It’s always interesting to find out where the architects of pop culture get their ideas. Some of these may surprise you.
Biff Tannen
The jerk played by Tom Wilson in the 1985 film Back to the Future was named after studio executive Ned Tannen, who once acted like a jerk to director Robert Zemeckis and writer Bob Gale during a pitch meeting in the 1970s.
“All right, all right, all right!”
Matthew McConaughey improvised his signature catchphrase in 1993’s Dazed and Confused. Shortly before the first movie scene he ever filmed, he was listening to a live Doors album. In between songs, singer Jim Morrison said, “All right, all right, all right!” and McConaughey parroted it.
Patsey the Slave
For her Oscar-winning portrayal of the childlike Patsey in 2013’s 12 Years a Slave, Lupita Nyong’o took inspiration from the late King of Pop: “There’s something very Michael Jackson–like about Patsey. She had her childhood stripped away from her suddenly as soon as she became of sexual age.”
Quasimodo
In the 1830s, French novelist Victor Hugo spent a lot of time at Paris’s Notre Dame Cathedral while it was undergoing renovations. Historians believe that one of the workers—a shy bossu, which means “hunchback” in French—was the inspiration for one of literature’s most famous characters.

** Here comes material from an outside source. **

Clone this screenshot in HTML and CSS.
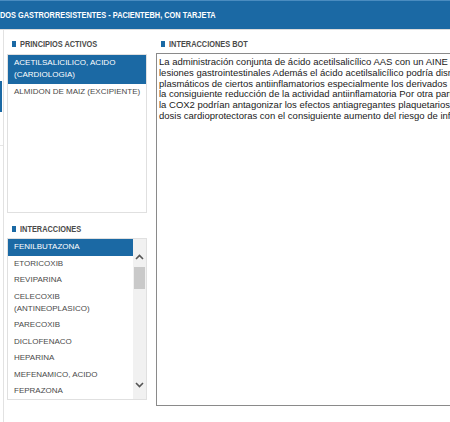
FILE: index.html
```html
<!DOCTYPE html>
<html lang="es">
<head>
<meta charset="utf-8">
<title>Interacciones</title>
<link rel="stylesheet" href="styles.css">
</head>
<body>
<header class="header"><span class="narrow">DOS GASTRORRESISTENTES - PACIENTEBH, CON TARJETA</span></header>
<div class="main">
  <div class="rail"><div class="rail-tab"></div><div class="rail-sep"></div></div>
  <div class="left">
    <h2 class="title"><span class="marker"></span><span class="narrow">PRINCIPIOS ACTIVOS</span></h2>
    <div class="list list-pa">
      <div class="item selected">ACETILSALICILICO, ACIDO<br>(CARDIOLOGIA)</div>
      <div class="item">ALMIDON DE MAIZ (EXCIPIENTE)</div>
    </div>
    <h2 class="title title-int"><span class="marker"></span><span class="narrow">INTERACCIONES</span></h2>
    <div class="list list-int">
      <div class="items">
        <div class="item selected">FENILBUTAZONA</div>
        <div class="item">ETORICOXIB</div>
        <div class="item">REVIPARINA</div>
        <div class="item">CELECOXIB<br>(ANTINEOPLASICO)</div>
        <div class="item">PARECOXIB</div>
        <div class="item">DICLOFENACO</div>
        <div class="item">HEPARINA</div>
        <div class="item">MEFENAMICO, ACIDO</div>
        <div class="item">FEPRAZONA</div>
      </div>
      <div class="scrollbar">
        <svg class="chev chev-up" width="9" height="6" viewBox="0 0 9 6"><path d="M1 5 L4.5 1.5 L8 5" fill="none" stroke="#555" stroke-width="1.6"/></svg>
        <div class="thumb"></div>
        <div class="track"></div>
        <svg class="chev chev-down" width="9" height="6" viewBox="0 0 9 6"><path d="M1 1 L4.5 4.5 L8 1" fill="none" stroke="#555" stroke-width="1.6"/></svg>
      </div>
    </div>
  </div>
  <div class="right">
    <h2 class="title"><span class="marker"></span><span class="narrow">INTERACCIONES BOT</span></h2>
    <div class="textbox">La administración conjunta de ácido acetilsalicílico AAS con un AINE puede aumentar el riesgo de<br>lesiones gastrointestinales Además el ácido acetilsalicílico podría disminuir los niveles<br>plasmáticos de ciertos antiinflamatorios especialmente los derivados del ácido propiónico con<br>la consiguiente reducción de la actividad antiinflamatoria Por otra parte los AINE inhibidores de<br>la COX2 podrían antagonizar los efectos antiagregantes plaquetarios del ácido acetilsalicílico a<br>dosis cardioprotectoras con el consiguiente aumento del riesgo de infarto</div>
  </div>
</div>
</body>
</html>
```
FILE: styles.css
```css
html, body {
  margin: 0;
  padding: 0;
  background: #ffffff;
}
body {
  width: 450px;
  height: 422px;
  overflow: hidden;
  font-family: "Liberation Sans", Arial, sans-serif;
}
.narrow {
  display: inline-block;
  transform: scaleX(0.82);
  transform-origin: left center;
  white-space: nowrap;
}
.header {
  height: 29px;
  line-height: 29px;
  background: #1b69a4;
  border-top: 1px solid #4a8cc0;
  box-sizing: border-box;
  color: #ffffff;
  font-weight: bold;
  font-size: 9px;
  white-space: nowrap;
  padding-left: 0;
}
.main {
  display: flex;
  border-top: 1px solid #dcdcdc;
  height: 392px;
}
.rail {
  width: 3px;
  border-right: 1px solid #e2e2e2;
  flex: none;
  display: flex;
  flex-direction: column;
}
.rail-tab {
  margin-top: 51px;
  height: 31px;
  width: 2px;
  background: #1b69a4;
}
.rail-sep {
  margin-top: 33px;
  height: 1px;
  background: #e6e6e6;
}
.left {
  width: 146px;
  flex: none;
  padding: 8px 0 0 3px;
  display: flex;
  flex-direction: column;
}
.title {
  margin: 0 0 4px 0;
  padding-left: 5px;
  height: 12px;
  line-height: 12px;
  display: flex;
  align-items: center;
  gap: 4px;
  font-weight: bold;
  font-size: 9px;
  color: #4a4a4a;
  white-space: nowrap;
}
.marker {
  width: 4px;
  height: 6px;
  background: #1b69a4;
  flex: none;
}
.title-int {
  margin-top: 10px;
  margin-bottom: 3px;
}
.list {
  width: 140px;
  box-sizing: border-box;
  border: 1px solid #e0e0e0;
  background: #ffffff;
  font-size: 8px;
  color: #4a4a4a;
}
.list-pa {
  height: 159px;
}
.list-int {
  height: 162px;
  display: flex;
  overflow: hidden;
}
.items {
  flex: 1;
  min-width: 0;
}
.item {
  padding: 2.25px 6px;
  line-height: 12px;
  white-space: nowrap;
}
.item.selected {
  background: #1b69a4;
  color: #ffffff;
}
.scrollbar {
  width: 13px;
  flex: none;
  background: #f1f1f1;
  display: flex;
  flex-direction: column;
  align-items: center;
  padding: 15px 0 11px 0;
  box-sizing: border-box;
}
.chev {
  flex: none;
  display: block;
}
.thumb {
  margin-top: 7px;
  width: 11px;
  height: 22px;
  background: #c9c9c9;
  flex: none;
}
.track {
  flex: 1;
}
.right {
  flex: 1;
  padding: 8px 0 0 3px;
  display: flex;
  flex-direction: column;
  min-width: 0;
}
.right .title {
  margin-bottom: 3px;
}
.textbox {
  width: 420px;
  height: 353px;
  box-sizing: border-box;
  border: 1px solid #8a8a8a;
  padding: 3px 2px;
  font-size: 9.5px;
  line-height: 10.8px;
  color: #1a1a1a;
  white-space: nowrap;
  overflow: hidden;
}
```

Dungeons & Dragons Dragons
In 1977 Gary Gygax was having trouble creating all the strange creatures for his seminal role-playing game…until he found a 99-cent bag of toy monsters made in China. His friend Tim Kask recalls that the 37-year-old Gygax “ran home, eager as a kid to open his baseball cards, and then proceeded to invent the Carrion Crawler, Umber Hulk, Rust Monster, and Purple Worm—all based on those silly plastic figures.”
Loki
Actor Tom Hiddleston drew from three Hollywood greats for his portrayal of the maligned god in the Thor and Avengers movies: “Peter O’Toole (enigmatic reckless), Jack Nicholson (edgy and near-insane), and Clint Eastwood (simmering anger).”